When a mistake happens inside the guardrails, treat it as a system question, not a character flaw. Ask: “What did you know when you decided, and what would have helped you decide better?” That conversation strengthens judgment. Jumping in to fix it yourself and quietly taking the work back destroys it.

Audit Yourself: Are You Still Holding On?

It’s easy to believe you’ve delegated while still gripping the wheel. A few honest tells:

  • You redo or “polish” work after it’s handed in, without discussing it.
  • People route decisions to you that fall clearly within their guardrails.
  • You feel anxious when you haven’t heard about something, even when nothing’s wrong.
  • Your team asks permission for things you’d happily approve every time.

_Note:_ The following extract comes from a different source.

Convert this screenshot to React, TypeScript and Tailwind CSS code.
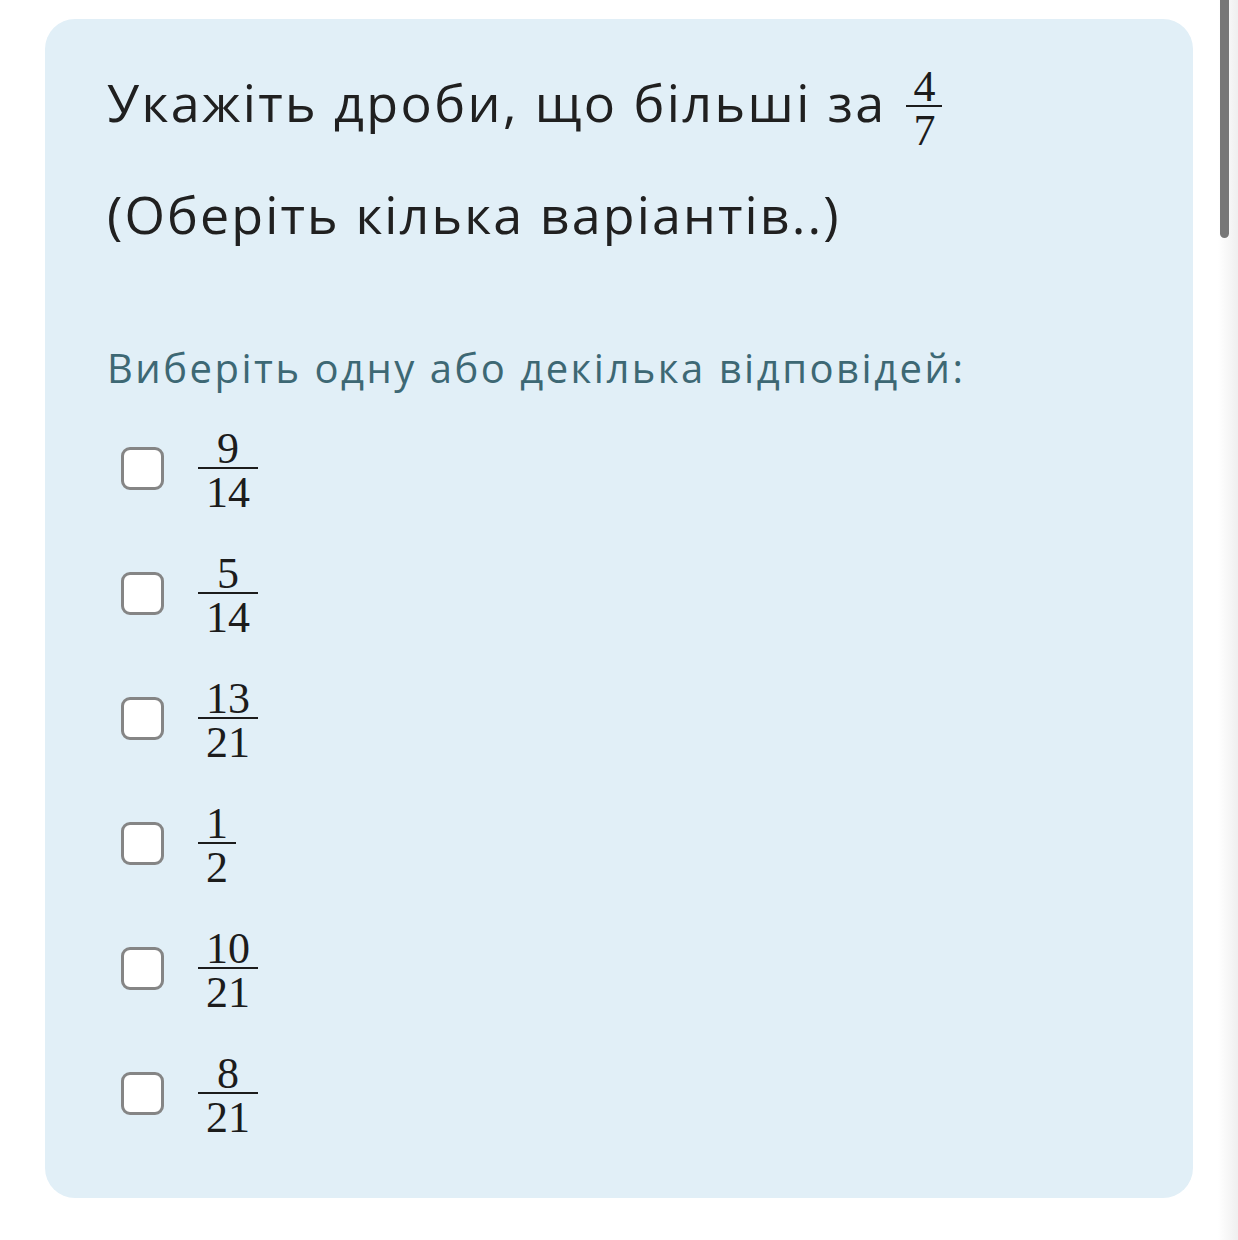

If two or more of those ring true, the issue usually isn’t your team’s capability—it’s that ownership was never made explicit, so everyone defaults to checking with you. The fix is to write the ownership statement, set the guardrails, agree on the cadence, and then practice the hardest skill of all: not intervening when you could.

The Practical Takeaway

Clear ownership without micromanagement isn’t a personality trait. It’s a structure you build:

  • Delegate results, not tasks. Hand over outcomes and the judgment to reach them.
  • Write a short ownership statement covering the outcome, decision rights, escalation line, and one measure of success.
  • Set guardrails around money, brand, safety, and irreversibility—then don’t override decisions made inside them.
  • Replace anxious check-ins with a predictable cadence and signals you can watch on your own.
  • Make mistakes cheap and widen the guardrails as trust grows.

Do this for one area of your business this week. Pick the thing you’re most tempted to take back, define the result and the guardrails, and then leave it alone for two weeks. The discomfort you feel is the old loop breaking—and the first real step toward a business that can run without you in the room.